# [SUPPLIED MATERIAL]
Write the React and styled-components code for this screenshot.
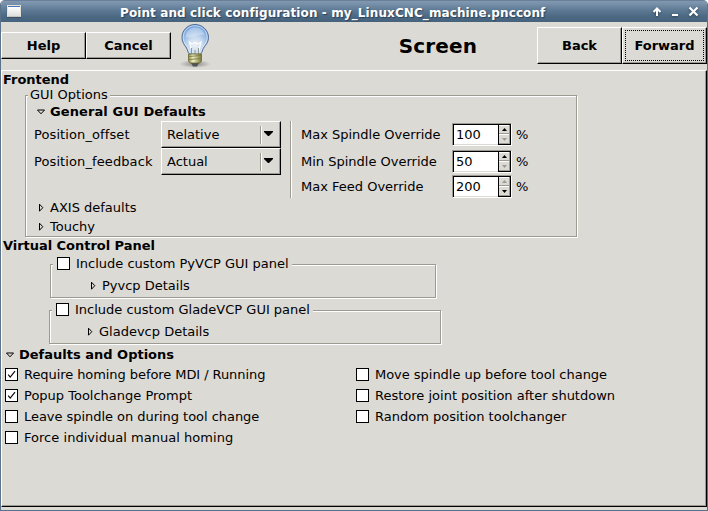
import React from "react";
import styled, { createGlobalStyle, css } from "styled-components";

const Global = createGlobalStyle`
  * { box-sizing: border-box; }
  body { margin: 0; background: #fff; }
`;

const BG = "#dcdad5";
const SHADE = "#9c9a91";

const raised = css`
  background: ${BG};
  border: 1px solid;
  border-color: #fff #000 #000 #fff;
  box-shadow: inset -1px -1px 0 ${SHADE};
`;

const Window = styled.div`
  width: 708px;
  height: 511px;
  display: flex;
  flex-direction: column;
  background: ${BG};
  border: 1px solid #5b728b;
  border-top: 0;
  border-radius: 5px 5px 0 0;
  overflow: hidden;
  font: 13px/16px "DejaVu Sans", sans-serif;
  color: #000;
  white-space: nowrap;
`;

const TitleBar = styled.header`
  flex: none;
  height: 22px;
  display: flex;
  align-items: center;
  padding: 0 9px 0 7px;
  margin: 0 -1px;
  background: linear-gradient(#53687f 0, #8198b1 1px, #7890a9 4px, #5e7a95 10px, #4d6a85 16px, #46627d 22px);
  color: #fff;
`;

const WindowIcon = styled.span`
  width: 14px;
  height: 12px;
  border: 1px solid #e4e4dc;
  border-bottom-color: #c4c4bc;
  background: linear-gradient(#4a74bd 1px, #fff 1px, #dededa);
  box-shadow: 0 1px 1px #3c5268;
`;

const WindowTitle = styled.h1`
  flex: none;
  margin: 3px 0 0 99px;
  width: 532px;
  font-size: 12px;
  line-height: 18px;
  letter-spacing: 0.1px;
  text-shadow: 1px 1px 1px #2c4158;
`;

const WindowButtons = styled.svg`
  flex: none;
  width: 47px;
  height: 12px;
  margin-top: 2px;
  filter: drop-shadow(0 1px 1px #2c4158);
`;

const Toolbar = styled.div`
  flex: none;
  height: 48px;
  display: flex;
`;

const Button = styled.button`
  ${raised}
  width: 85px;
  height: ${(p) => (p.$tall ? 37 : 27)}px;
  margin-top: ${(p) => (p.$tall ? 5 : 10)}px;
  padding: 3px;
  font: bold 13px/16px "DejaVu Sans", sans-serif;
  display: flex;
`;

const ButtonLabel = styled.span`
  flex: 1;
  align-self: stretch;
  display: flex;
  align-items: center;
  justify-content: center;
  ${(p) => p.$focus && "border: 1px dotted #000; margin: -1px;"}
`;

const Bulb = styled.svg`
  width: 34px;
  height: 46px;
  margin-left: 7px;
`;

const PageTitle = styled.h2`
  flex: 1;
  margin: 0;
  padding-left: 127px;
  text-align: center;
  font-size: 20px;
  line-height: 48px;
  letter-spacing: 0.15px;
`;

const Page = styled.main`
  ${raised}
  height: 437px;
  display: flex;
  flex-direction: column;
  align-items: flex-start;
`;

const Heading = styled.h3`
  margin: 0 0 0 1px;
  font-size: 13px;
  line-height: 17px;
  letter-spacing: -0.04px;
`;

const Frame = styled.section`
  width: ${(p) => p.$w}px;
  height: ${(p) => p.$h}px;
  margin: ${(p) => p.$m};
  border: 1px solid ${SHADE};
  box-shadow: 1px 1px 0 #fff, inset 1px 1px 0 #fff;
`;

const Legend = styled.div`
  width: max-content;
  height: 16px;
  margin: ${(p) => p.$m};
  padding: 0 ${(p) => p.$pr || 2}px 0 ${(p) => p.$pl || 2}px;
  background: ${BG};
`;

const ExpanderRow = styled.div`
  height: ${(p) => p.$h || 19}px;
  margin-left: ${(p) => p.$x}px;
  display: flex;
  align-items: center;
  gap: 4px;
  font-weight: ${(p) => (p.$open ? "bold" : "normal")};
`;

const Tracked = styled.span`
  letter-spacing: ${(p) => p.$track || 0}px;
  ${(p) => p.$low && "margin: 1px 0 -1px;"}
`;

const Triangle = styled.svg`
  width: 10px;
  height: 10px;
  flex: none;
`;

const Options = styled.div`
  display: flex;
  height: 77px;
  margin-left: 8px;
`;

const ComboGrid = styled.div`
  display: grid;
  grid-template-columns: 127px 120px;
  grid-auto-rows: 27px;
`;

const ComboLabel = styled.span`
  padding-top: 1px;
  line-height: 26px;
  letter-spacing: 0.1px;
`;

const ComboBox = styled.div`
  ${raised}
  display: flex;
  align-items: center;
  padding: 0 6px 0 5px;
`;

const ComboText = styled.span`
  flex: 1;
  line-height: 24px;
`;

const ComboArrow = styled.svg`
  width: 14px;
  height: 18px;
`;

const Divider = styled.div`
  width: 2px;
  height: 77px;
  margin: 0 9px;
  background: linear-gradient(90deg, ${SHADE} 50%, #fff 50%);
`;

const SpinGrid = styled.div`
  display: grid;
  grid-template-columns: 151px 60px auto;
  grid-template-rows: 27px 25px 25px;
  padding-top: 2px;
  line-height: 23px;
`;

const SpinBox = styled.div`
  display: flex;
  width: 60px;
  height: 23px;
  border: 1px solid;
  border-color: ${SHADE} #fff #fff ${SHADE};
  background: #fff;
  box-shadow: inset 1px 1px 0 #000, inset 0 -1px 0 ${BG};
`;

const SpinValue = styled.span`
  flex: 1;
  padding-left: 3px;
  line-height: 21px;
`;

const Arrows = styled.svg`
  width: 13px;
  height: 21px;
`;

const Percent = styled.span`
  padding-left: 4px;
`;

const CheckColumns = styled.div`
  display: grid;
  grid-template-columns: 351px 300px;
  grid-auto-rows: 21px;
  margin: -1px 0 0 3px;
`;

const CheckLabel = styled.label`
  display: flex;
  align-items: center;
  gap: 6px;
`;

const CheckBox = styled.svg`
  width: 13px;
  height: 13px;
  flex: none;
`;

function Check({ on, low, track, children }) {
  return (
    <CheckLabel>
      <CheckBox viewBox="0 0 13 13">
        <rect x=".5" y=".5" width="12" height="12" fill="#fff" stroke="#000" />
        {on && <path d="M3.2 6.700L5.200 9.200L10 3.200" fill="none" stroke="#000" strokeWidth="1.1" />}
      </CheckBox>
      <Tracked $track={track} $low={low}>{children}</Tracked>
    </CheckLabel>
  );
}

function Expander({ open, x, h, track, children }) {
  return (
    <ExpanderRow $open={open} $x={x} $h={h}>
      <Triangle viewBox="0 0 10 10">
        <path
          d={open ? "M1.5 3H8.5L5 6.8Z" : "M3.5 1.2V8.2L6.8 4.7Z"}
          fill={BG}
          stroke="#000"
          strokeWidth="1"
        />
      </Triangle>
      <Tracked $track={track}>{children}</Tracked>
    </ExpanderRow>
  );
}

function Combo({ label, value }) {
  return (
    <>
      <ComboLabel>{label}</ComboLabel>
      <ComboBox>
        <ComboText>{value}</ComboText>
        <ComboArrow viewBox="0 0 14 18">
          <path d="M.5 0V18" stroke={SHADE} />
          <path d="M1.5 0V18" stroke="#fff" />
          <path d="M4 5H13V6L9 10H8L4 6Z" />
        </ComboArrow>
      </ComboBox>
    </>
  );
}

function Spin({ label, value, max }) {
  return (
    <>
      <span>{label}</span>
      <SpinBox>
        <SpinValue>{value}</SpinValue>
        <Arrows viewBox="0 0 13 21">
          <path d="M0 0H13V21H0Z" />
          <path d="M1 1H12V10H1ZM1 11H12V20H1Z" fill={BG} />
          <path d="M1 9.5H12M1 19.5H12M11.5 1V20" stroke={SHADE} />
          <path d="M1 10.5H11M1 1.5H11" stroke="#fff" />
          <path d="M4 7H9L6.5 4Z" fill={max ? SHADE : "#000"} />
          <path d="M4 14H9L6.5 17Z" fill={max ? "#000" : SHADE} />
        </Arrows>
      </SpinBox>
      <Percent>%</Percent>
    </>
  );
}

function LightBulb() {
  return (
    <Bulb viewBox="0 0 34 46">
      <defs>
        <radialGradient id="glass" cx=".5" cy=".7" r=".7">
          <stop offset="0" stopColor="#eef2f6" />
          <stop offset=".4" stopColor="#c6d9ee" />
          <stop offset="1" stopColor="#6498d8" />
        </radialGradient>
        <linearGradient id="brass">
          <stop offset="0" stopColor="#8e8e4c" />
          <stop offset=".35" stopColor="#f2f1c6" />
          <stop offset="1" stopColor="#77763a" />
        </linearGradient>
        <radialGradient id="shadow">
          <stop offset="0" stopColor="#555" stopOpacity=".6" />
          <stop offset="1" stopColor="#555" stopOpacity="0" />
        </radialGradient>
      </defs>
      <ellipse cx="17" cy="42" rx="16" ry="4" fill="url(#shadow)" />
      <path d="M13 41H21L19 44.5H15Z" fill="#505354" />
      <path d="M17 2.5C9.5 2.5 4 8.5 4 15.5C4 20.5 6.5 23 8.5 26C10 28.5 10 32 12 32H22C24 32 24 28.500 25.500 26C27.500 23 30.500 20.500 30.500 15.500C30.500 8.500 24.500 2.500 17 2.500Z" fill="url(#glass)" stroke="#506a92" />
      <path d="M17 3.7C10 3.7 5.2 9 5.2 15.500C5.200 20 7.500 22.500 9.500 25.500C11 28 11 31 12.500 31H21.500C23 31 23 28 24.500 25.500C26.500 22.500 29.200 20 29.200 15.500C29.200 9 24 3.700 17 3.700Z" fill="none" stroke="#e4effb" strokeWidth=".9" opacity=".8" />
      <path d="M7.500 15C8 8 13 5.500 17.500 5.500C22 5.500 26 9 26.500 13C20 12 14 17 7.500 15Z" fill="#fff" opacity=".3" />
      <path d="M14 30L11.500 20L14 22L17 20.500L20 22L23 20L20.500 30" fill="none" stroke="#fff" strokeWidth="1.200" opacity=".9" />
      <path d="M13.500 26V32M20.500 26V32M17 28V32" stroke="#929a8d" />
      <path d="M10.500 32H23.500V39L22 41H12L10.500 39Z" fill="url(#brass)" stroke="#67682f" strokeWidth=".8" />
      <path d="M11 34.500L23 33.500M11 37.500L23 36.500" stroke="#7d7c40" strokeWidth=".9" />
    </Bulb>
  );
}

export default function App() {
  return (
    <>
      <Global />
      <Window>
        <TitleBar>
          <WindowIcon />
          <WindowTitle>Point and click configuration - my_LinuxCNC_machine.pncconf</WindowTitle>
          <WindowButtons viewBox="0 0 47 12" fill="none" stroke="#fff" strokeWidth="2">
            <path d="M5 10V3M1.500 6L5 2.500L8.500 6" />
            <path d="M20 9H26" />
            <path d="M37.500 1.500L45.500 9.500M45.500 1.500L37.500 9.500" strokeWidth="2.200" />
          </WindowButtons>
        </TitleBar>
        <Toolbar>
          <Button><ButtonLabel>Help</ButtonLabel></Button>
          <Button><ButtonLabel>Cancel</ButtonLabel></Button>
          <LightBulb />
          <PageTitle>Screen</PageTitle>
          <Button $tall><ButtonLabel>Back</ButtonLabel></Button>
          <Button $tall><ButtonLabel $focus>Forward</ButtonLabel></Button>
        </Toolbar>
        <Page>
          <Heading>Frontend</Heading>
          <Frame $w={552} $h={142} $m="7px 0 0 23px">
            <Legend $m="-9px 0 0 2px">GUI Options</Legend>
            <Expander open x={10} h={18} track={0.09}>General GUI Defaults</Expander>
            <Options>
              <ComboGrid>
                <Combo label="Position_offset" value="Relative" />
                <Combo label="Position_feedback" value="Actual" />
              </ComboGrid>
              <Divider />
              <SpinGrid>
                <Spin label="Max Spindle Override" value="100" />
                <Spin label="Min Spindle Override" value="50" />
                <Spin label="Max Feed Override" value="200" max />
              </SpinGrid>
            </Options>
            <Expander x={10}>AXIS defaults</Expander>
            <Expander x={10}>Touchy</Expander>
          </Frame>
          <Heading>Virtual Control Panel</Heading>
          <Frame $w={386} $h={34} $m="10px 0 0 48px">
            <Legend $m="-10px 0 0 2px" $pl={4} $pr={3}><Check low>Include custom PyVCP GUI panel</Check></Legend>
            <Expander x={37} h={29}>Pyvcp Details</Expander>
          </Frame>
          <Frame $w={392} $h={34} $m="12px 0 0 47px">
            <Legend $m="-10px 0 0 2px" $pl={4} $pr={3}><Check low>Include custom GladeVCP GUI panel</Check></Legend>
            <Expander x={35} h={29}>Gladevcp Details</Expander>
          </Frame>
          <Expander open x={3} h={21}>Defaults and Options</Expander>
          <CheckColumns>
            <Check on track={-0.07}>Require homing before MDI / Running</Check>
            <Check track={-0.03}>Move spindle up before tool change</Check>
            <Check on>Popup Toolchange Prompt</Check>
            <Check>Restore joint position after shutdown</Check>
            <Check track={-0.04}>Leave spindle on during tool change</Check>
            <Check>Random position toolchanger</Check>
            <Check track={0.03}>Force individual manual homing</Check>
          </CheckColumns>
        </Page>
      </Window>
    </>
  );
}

# [WHAT TO DO]
Show each line of the listing that holds the string "components".

# [COMPLETE RESPONSE]
Write the React and styled-components code for this screenshot.
import styled, { createGlobalStyle, css } from "styled-components";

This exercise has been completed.